Objective. Pull out the lines from the line containing "The picture is" through the line containing "const TABS = [...Array(11).fill(126), ...Array(14).fill(124)];", both lines included, and copy them exactly.

Data shown.
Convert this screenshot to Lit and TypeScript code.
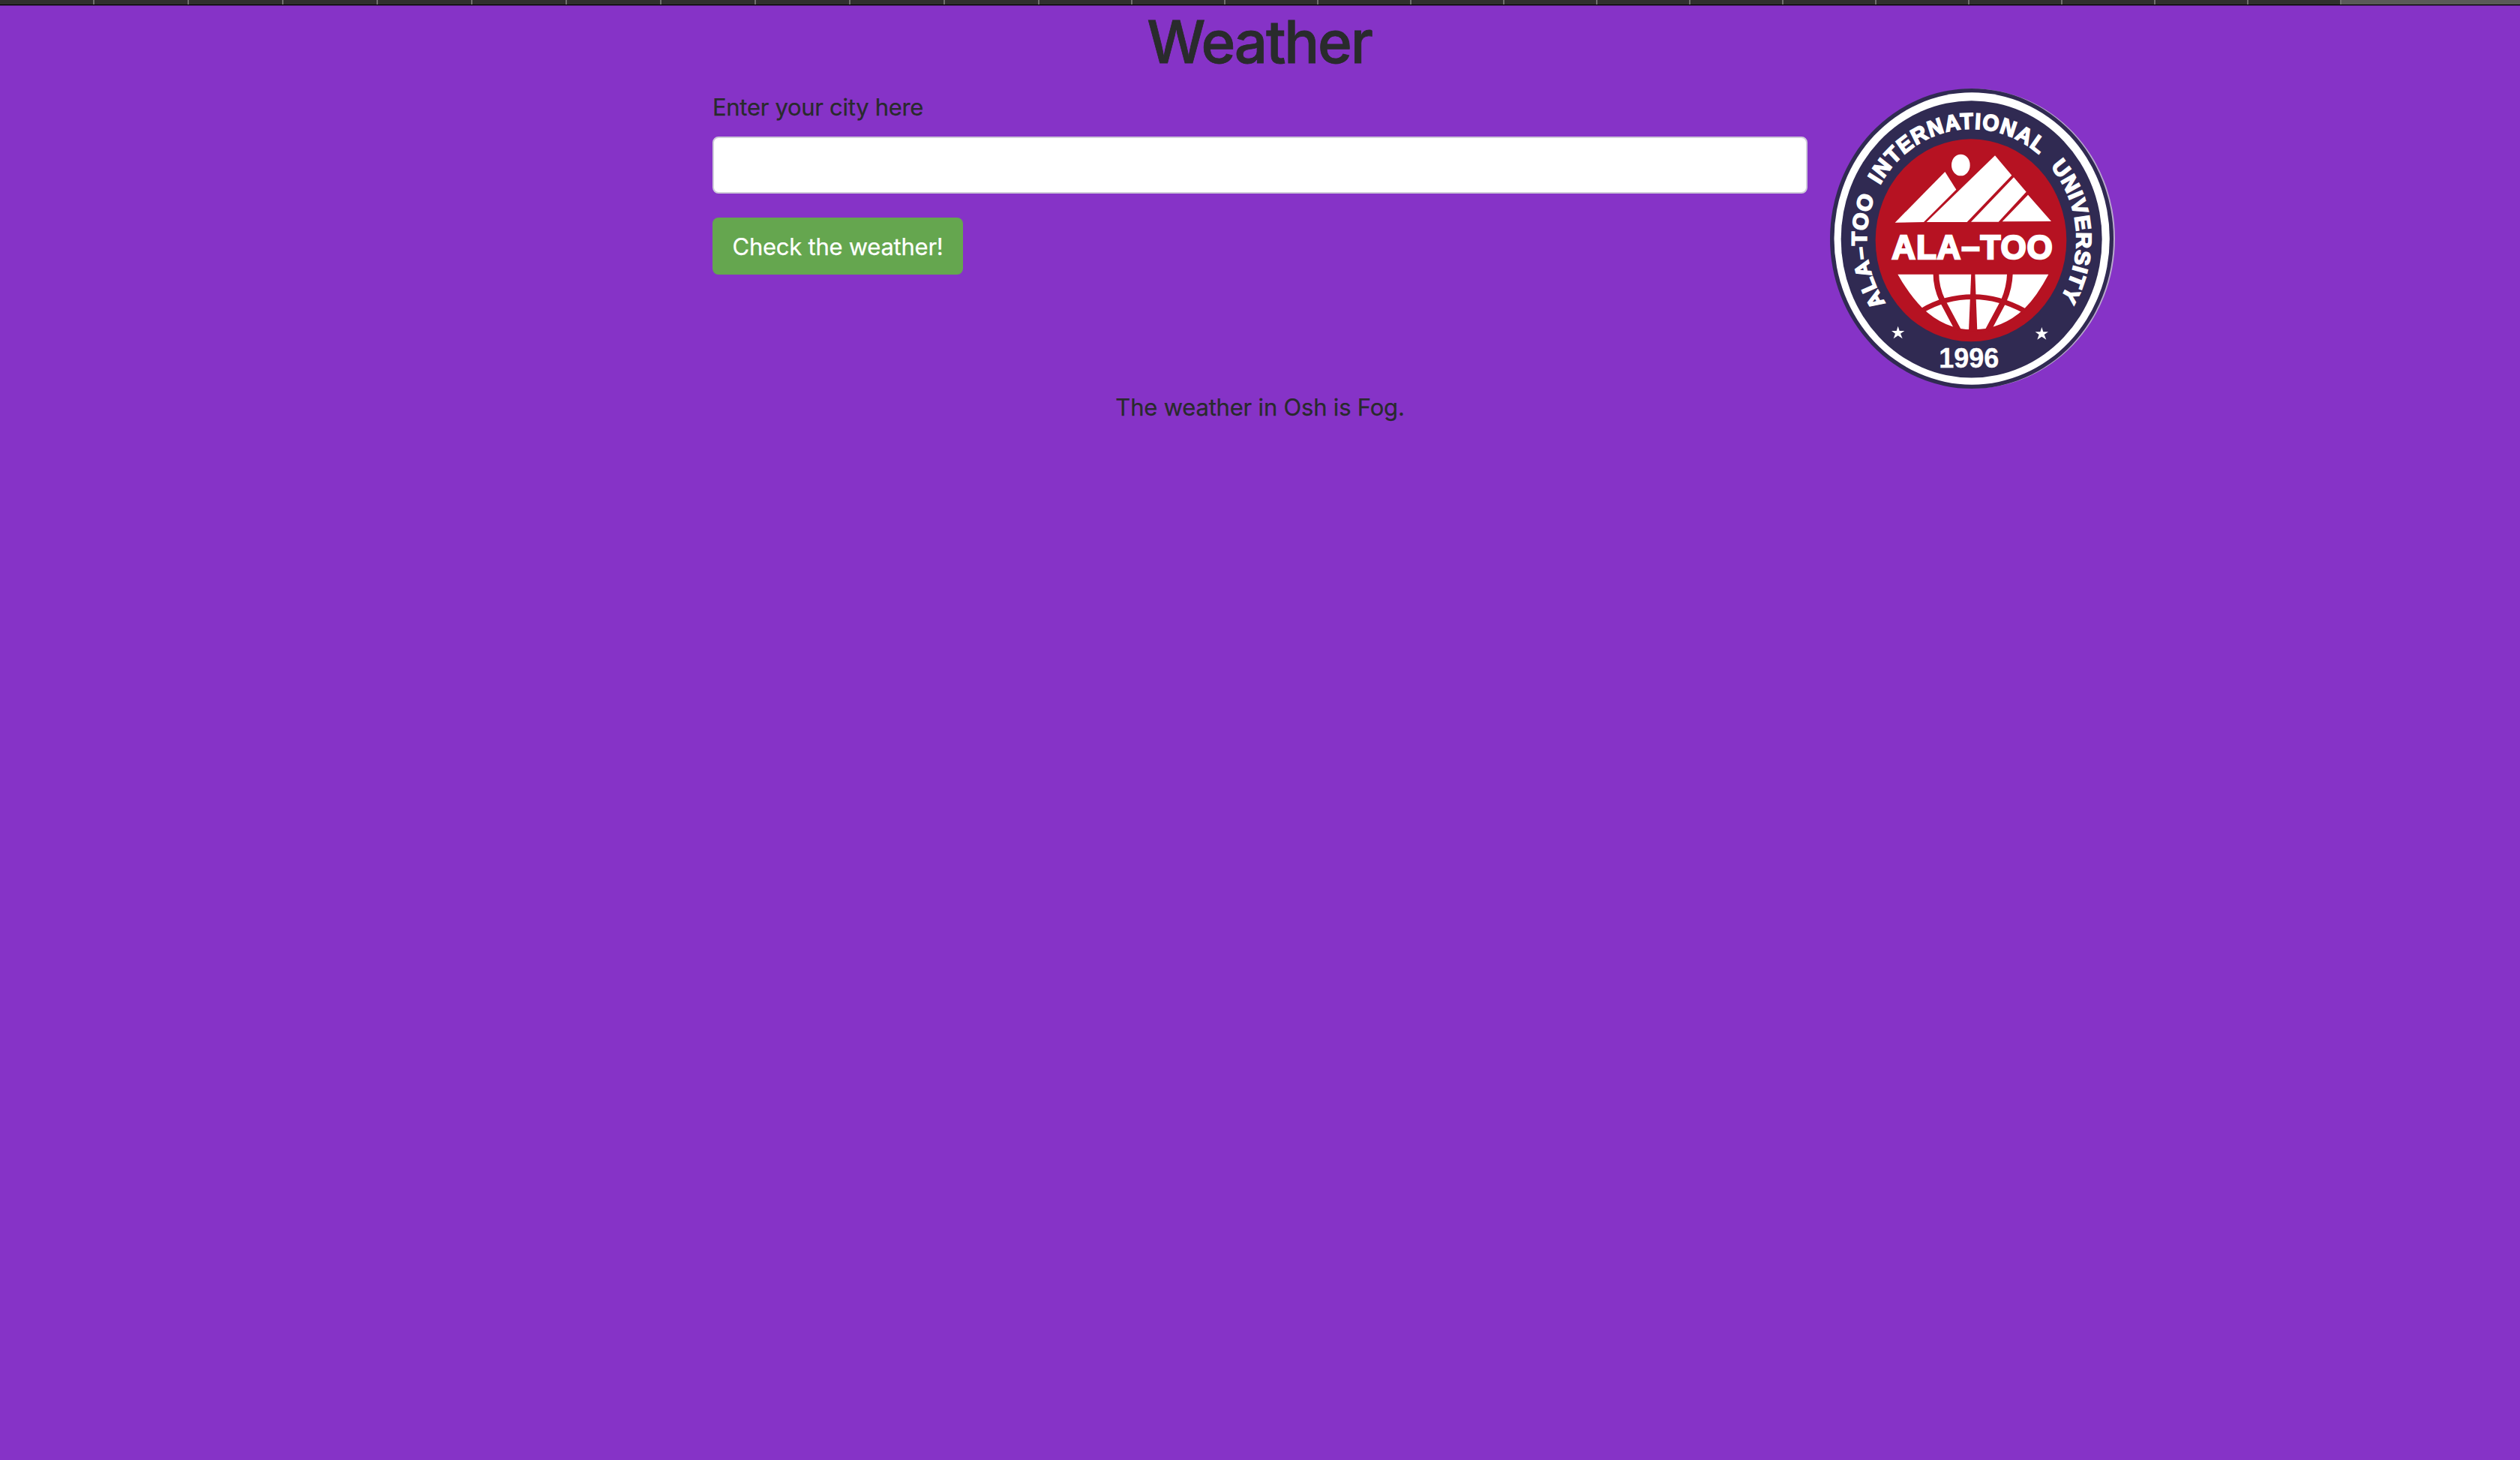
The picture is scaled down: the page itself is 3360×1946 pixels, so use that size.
import { LitElement, html, css, svg } from "lit";
import { customElement, state } from "lit/decorators.js";

const TABS = [...Array(11).fill(126), ...Array(14).fill(124)];

/** Clockwise arc on a circle round the origin; angles in degrees, 0 pointing left. */
function arc(radius: number, from: number, to: number): string {
  const point = (deg: number) => {
    const a = (deg * Math.PI) / 180;
    return `${(-Math.cos(a) * radius).toFixed(2)} ${(-Math.sin(a) * radius).toFixed(2)}`;
  };
  return `M${point(from)}A${radius} ${radius} 0 0 1 ${point(to)}`;
}

const RING_WORDS = [
  { id: "word-name", text: "ALA–TOO", from: -35, to: 25, length: 423 },
  { id: "word-scope", text: "INTERNATIONAL", from: 29.3, to: 132, length: 738 },
  { id: "word-kind", text: "UNIVERSITY", from: 138.8, to: 214, length: 536 },
];

@customElement("university-logo")
export class UniversityLogo extends LitElement {
  static styles = css`
    :host { display: block; width: 380px; height: 400px; }
    .logo { display: block; width: 100%; height: 100%; }
    .navy { fill: #302a52; }
    .edge { fill: #b9a9cc; }
    .white { fill: #fff; }
    .red { fill: #b61222; }
    .gap { fill: none; stroke: #b61222; }
    text { font-family: "Liberation Sans", Arial, sans-serif; font-weight: 700; fill: #fff; stroke: #fff; }
    .ring { font-size: 85px; stroke-width: 5; }
    .name { font-size: 132px; stroke-width: 7; }
    .year { font-size: 108px; stroke-width: 1; }
  `;

  render() {
    return html`<svg class="logo" viewBox="60 54 1140 1200" role="img" aria-label="Ala-Too International University">
      <ellipse class="edge" cx="634" cy="654" rx="566" ry="599" />
      <ellipse class="navy" cx="627" cy="654" rx="567" ry="600" />
      <ellipse class="white" cx="627.5" cy="654" rx="551" ry="584" />
      <ellipse class="navy" cx="626" cy="656.5" rx="522" ry="554" />
      <ellipse class="red" cx="624" cy="661" rx="382" ry="405" />
      <g transform="translate(626 658) scale(1 1.055)">
        ${RING_WORDS.map(
          (w) => svg`<path id=${w.id} d=${arc(420, w.from, w.to)} fill="none" />
            <text class="ring" textLength=${w.length}><textPath href=${"#" + w.id} textLength=${w.length}>${w.text}</textPath></text>`,
        )}
      </g>
      <ellipse class="white" cx="583" cy="360" rx="37" ry="43" />
      <path class="white" d="M320 590L520 387L565 458L435 588Z" />
      <path class="white" d="M446 588L720 322L787 401L608 588Z" />
      <path class="white" d="M624 587L795 409L845 467L734 587Z" />
      <path class="white" d="M749 586L852 479L945 585Z" />
      <text class="name" x="307" y="735" textLength="643">ALA<tspan dy="-4">–</tspan><tspan dy="4">TOO</tspan></text>
      <path class="white" d="M331 797H934Q888 884 838 934Q748 1018 632 1018Q520 1018 430 932Q378 880 331 797Z" />
      <path class="gap" stroke-width="23" d="M484 790Q484 850 510 903L573 1021M780 790Q778 850 755 903L692 1021" />
      <path class="gap" stroke-width="20" d="M428 942Q520 887 633 887Q735 887 840 944" />
      <path class="red" d="M625 790H640L649 1024H615Z" />
      <path class="white" d="M332 1004L338 1023H358L342 1034L350 1054L332 1042L314 1054L321 1034L306 1023H326Z" />
      <path class="white" d="M907 1008L913 1027H933L917 1038L925 1058L907 1046L889 1058L896 1038L881 1027H901Z" />
      <text class="year" x="496" y="1169" textLength="240">1996</text>
    </svg>`;
  }
}

@customElement("app-root")
export class AppRoot extends LitElement {
  static styles = css`
    :host {
      display: block;
      min-height: 1946px;
      background: #8633c7;
      color: #292b2c;
      font: 400 31px/48px Inter, "Liberation Sans", sans-serif;
      -webkit-text-stroke: 0.25px;
    }
    .tabs {
      display: flex;
      height: 8px;
      box-sizing: border-box;
      background: #5a5a58;
      border-bottom: 1px solid #5c2a86;
      box-shadow: inset 0 -1px #000;
    }
    .tab {
      flex: none;
      height: 6px;
      box-sizing: border-box;
      background: #30302e;
      border-right: 2px solid #70706e;
    }
    .container { width: 2280px; margin: 0 auto; padding-top: 4px; }
    .title {
      margin: 0 0 18px;
      font-size: 78px;
      line-height: 88px;
      font-weight: 500;
      letter-spacing: -2.2px;
      text-indent: -2px;
      text-align: center;
      -webkit-text-stroke: 0.8px;
    }
    .row { display: flex; justify-content: flex-end; gap: 30px; height: 400px; }
    .form { width: 1460px; }
    .label { display: block; padding-top: 1px; margin-bottom: 15px; letter-spacing: -0.3px; }
    .input {
      display: block;
      box-sizing: border-box;
      width: 100%;
      height: 76px;
      margin: 0 0 32px;
      padding: 16px 24px;
      border: 2px solid #cfccd9;
      border-radius: 8px;
      background: #fff;
      font: inherit;
      outline: none;
    }
    .button {
      display: block;
      box-sizing: border-box;
      width: 334px;
      height: 76px;
      padding: 2px 0 0;
      border: 0;
      border-radius: 8px;
      background: #65a64f;
      color: #fff;
      font: inherit;
      line-height: 40px;
      letter-spacing: -0.25px;
      white-space: nowrap;
    }
    .result { padding-top: 1px; text-align: center; letter-spacing: -0.2px; }
  `;

  @state() private report = "The weather in Osh is Fog.";

  render() {
    return html`
      <div class="tabs">${TABS.map((w) => html`<div class="tab" style="width:${w}px"></div>`)}</div>
      <main class="container">
        <h1 class="title">Weather</h1>
        <div class="row">
          <form class="form">
            <label class="label" for="city">Enter your city here</label>
            <input class="input" id="city" type="text" />
            <button class="button" type="button">Check the weather!</button>
          </form>
          <university-logo></university-logo>
        </div>
        <div class="result">${this.report}</div>
      </main>
    `;
  }
}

Solution to this exercise.
The picture is scaled down: the page itself is 3360×1946 pixels, so use that size.
import { LitElement, html, css, svg } from "lit";
import { customElement, state } from "lit/decorators.js";

const TABS = [...Array(11).fill(126), ...Array(14).fill(124)];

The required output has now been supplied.